REQUIRED TASK: Word for word, give the material below again, minus any images.

PROVIDED DATA:
--- begin ---

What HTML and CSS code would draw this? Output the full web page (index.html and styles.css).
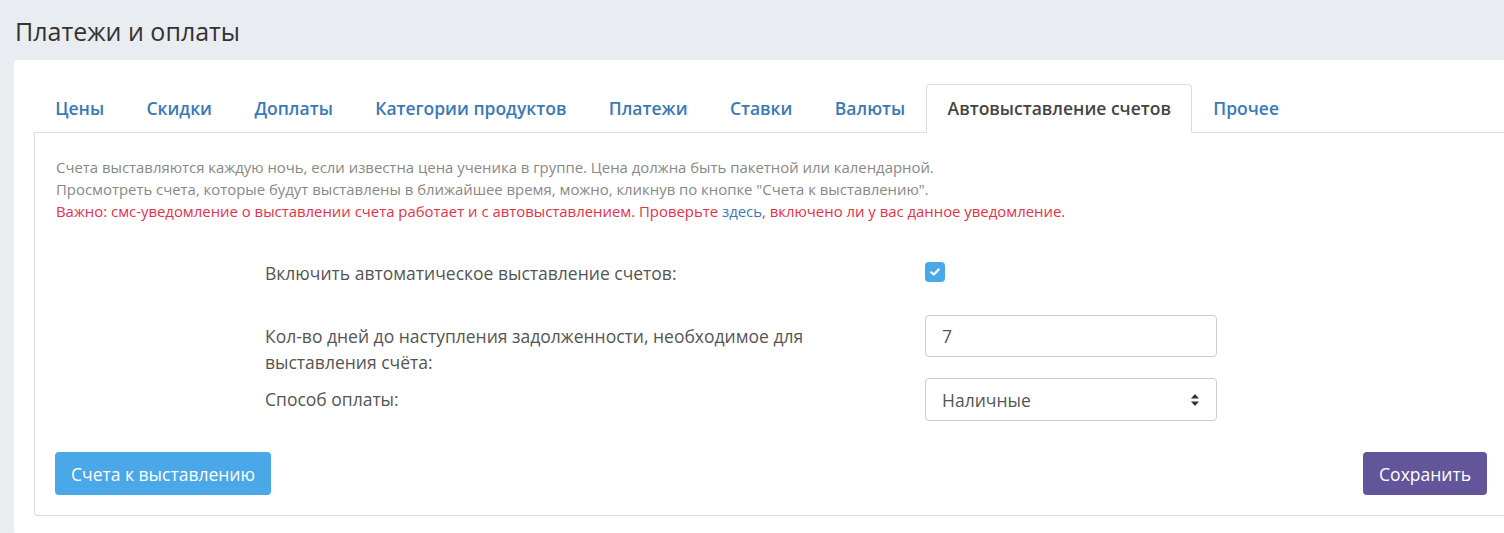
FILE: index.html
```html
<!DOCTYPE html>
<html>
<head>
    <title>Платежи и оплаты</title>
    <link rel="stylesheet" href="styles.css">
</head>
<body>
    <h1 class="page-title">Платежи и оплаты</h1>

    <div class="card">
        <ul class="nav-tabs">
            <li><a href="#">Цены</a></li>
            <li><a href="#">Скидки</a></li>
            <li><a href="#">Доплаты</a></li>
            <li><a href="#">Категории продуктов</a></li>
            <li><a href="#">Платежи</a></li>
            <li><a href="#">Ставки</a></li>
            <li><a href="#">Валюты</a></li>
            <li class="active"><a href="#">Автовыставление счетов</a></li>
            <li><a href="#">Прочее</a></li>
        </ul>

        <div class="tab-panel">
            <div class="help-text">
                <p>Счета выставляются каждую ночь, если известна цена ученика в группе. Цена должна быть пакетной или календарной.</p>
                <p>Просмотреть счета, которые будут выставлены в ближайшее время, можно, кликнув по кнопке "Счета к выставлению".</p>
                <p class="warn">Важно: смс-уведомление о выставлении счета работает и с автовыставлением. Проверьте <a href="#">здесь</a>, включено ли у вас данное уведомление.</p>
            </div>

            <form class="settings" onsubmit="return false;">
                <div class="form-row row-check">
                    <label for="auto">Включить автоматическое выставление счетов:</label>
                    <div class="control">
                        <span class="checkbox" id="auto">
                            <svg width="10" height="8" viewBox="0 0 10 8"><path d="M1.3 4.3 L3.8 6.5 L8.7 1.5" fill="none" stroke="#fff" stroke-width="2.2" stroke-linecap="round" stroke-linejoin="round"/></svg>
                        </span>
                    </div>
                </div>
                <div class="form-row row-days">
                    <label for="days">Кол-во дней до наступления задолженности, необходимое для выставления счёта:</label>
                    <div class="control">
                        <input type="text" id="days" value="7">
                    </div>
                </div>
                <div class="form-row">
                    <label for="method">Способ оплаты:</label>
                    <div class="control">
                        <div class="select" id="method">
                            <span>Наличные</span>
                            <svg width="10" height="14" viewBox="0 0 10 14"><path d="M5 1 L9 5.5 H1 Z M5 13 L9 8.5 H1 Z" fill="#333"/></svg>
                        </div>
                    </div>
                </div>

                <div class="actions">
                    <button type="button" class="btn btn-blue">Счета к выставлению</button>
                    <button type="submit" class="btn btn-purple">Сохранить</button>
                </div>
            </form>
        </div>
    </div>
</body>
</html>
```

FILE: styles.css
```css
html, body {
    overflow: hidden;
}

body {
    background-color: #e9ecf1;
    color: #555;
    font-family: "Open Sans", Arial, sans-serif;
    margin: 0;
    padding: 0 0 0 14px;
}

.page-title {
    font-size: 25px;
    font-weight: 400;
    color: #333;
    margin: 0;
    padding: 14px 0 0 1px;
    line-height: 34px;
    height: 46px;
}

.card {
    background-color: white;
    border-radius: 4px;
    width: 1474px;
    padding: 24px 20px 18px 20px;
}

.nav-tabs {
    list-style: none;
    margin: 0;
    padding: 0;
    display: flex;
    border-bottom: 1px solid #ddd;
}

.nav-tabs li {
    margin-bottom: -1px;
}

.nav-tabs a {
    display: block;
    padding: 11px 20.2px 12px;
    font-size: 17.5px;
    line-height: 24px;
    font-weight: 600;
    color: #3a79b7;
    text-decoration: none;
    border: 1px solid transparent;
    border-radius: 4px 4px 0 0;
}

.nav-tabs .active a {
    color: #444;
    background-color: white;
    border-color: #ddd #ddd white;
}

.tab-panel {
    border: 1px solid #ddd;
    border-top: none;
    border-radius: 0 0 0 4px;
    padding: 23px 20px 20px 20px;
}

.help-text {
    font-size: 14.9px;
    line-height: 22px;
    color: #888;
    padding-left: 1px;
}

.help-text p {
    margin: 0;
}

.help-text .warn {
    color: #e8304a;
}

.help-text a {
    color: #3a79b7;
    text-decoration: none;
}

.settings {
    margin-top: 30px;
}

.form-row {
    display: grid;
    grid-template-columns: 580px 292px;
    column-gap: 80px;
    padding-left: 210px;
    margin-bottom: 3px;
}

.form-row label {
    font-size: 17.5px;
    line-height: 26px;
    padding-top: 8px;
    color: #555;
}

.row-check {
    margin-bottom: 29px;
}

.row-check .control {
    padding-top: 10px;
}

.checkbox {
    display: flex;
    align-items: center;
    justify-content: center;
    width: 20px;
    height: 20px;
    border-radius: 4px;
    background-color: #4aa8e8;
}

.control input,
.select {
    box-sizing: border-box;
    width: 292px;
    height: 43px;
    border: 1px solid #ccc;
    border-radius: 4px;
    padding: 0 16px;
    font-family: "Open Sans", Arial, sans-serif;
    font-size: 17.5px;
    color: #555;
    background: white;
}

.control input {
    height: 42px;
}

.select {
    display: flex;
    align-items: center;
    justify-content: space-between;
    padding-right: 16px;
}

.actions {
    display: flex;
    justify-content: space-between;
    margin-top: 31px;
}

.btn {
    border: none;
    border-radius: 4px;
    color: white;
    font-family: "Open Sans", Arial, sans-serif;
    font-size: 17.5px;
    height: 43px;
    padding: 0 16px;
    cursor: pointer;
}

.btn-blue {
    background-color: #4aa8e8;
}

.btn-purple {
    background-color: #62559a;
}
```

--- end ---

ANSWER TO THE EXERCISE:
What HTML and CSS code would draw this? Output the full web page (index.html and styles.css).
FILE: index.html
```html
<!DOCTYPE html>
<html>
<head>
    <title>Платежи и оплаты</title>
    <link rel="stylesheet" href="styles.css">
</head>
<body>
    <h1 class="page-title">Платежи и оплаты</h1>

    <div class="card">
        <ul class="nav-tabs">
            <li><a href="#">Цены</a></li>
            <li><a href="#">Скидки</a></li>
            <li><a href="#">Доплаты</a></li>
            <li><a href="#">Категории продуктов</a></li>
            <li><a href="#">Платежи</a></li>
            <li><a href="#">Ставки</a></li>
            <li><a href="#">Валюты</a></li>
            <li class="active"><a href="#">Автовыставление счетов</a></li>
            <li><a href="#">Прочее</a></li>
        </ul>

        <div class="tab-panel">
            <div class="help-text">
                <p>Счета выставляются каждую ночь, если известна цена ученика в группе. Цена должна быть пакетной или календарной.</p>
                <p>Просмотреть счета, которые будут выставлены в ближайшее время, можно, кликнув по кнопке "Счета к выставлению".</p>
                <p class="warn">Важно: смс-уведомление о выставлении счета работает и с автовыставлением. Проверьте <a href="#">здесь</a>, включено ли у вас данное уведомление.</p>
            </div>

            <form class="settings" onsubmit="return false;">
                <div class="form-row row-check">
                    <label for="auto">Включить автоматическое выставление счетов:</label>
                    <div class="control">
                        <span class="checkbox" id="auto">
                            <svg width="10" height="8" viewBox="0 0 10 8"><path d="M1.3 4.3 L3.8 6.5 L8.7 1.5" fill="none" stroke="#fff" stroke-width="2.2" stroke-linecap="round" stroke-linejoin="round"/></svg>
                        </span>
                    </div>
                </div>
                <div class="form-row row-days">
                    <label for="days">Кол-во дней до наступления задолженности, необходимое для выставления счёта:</label>
                    <div class="control">
                        <input type="text" id="days" value="7">
                    </div>
                </div>
                <div class="form-row">
                    <label for="method">Способ оплаты:</label>
                    <div class="control">
                        <div class="select" id="method">
                            <span>Наличные</span>
                            <svg width="10" height="14" viewBox="0 0 10 14"><path d="M5 1 L9 5.5 H1 Z M5 13 L9 8.5 H1 Z" fill="#333"/></svg>
                        </div>
                    </div>
                </div>

                <div class="actions">
                    <button type="button" class="btn btn-blue">Счета к выставлению</button>
                    <button type="submit" class="btn btn-purple">Сохранить</button>
                </div>
            </form>
        </div>
    </div>
</body>
</html>
```

FILE: styles.css
```css
html, body {
    overflow: hidden;
}

body {
    background-color: #e9ecf1;
    color: #555;
    font-family: "Open Sans", Arial, sans-serif;
    margin: 0;
    padding: 0 0 0 14px;
}

.page-title {
    font-size: 25px;
    font-weight: 400;
    color: #333;
    margin: 0;
    padding: 14px 0 0 1px;
    line-height: 34px;
    height: 46px;
}

.card {
    background-color: white;
    border-radius: 4px;
    width: 1474px;
    padding: 24px 20px 18px 20px;
}

.nav-tabs {
    list-style: none;
    margin: 0;
    padding: 0;
    display: flex;
    border-bottom: 1px solid #ddd;
}

.nav-tabs li {
    margin-bottom: -1px;
}

.nav-tabs a {
    display: block;
    padding: 11px 20.2px 12px;
    font-size: 17.5px;
    line-height: 24px;
    font-weight: 600;
    color: #3a79b7;
    text-decoration: none;
    border: 1px solid transparent;
    border-radius: 4px 4px 0 0;
}

.nav-tabs .active a {
    color: #444;
    background-color: white;
    border-color: #ddd #ddd white;
}

.tab-panel {
    border: 1px solid #ddd;
    border-top: none;
    border-radius: 0 0 0 4px;
    padding: 23px 20px 20px 20px;
}

.help-text {
    font-size: 14.9px;
    line-height: 22px;
    color: #888;
    padding-left: 1px;
}

.help-text p {
    margin: 0;
}

.help-text .warn {
    color: #e8304a;
}

.help-text a {
    color: #3a79b7;
    text-decoration: none;
}

.settings {
    margin-top: 30px;
}

.form-row {
    display: grid;
    grid-template-columns: 580px 292px;
    column-gap: 80px;
    padding-left: 210px;
    margin-bottom: 3px;
}

.form-row label {
    font-size: 17.5px;
    line-height: 26px;
    padding-top: 8px;
    color: #555;
}

.row-check {
    margin-bottom: 29px;
}

.row-check .control {
    padding-top: 10px;
}

.checkbox {
    display: flex;
    align-items: center;
    justify-content: center;
    width: 20px;
    height: 20px;
    border-radius: 4px;
    background-color: #4aa8e8;
}

.control input,
.select {
    box-sizing: border-box;
    width: 292px;
    height: 43px;
    border: 1px solid #ccc;
    border-radius: 4px;
    padding: 0 16px;
    font-family: "Open Sans", Arial, sans-serif;
    font-size: 17.5px;
    color: #555;
    background: white;
}

.control input {
    height: 42px;
}

.select {
    display: flex;
    align-items: center;
    justify-content: space-between;
    padding-right: 16px;
}

.actions {
    display: flex;
    justify-content: space-between;
    margin-top: 31px;
}

.btn {
    border: none;
    border-radius: 4px;
    color: white;
    font-family: "Open Sans", Arial, sans-serif;
    font-size: 17.5px;
    height: 43px;
    padding: 0 16px;
    cursor: pointer;
}

.btn-blue {
    background-color: #4aa8e8;
}

.btn-purple {
    background-color: #62559a;
}
```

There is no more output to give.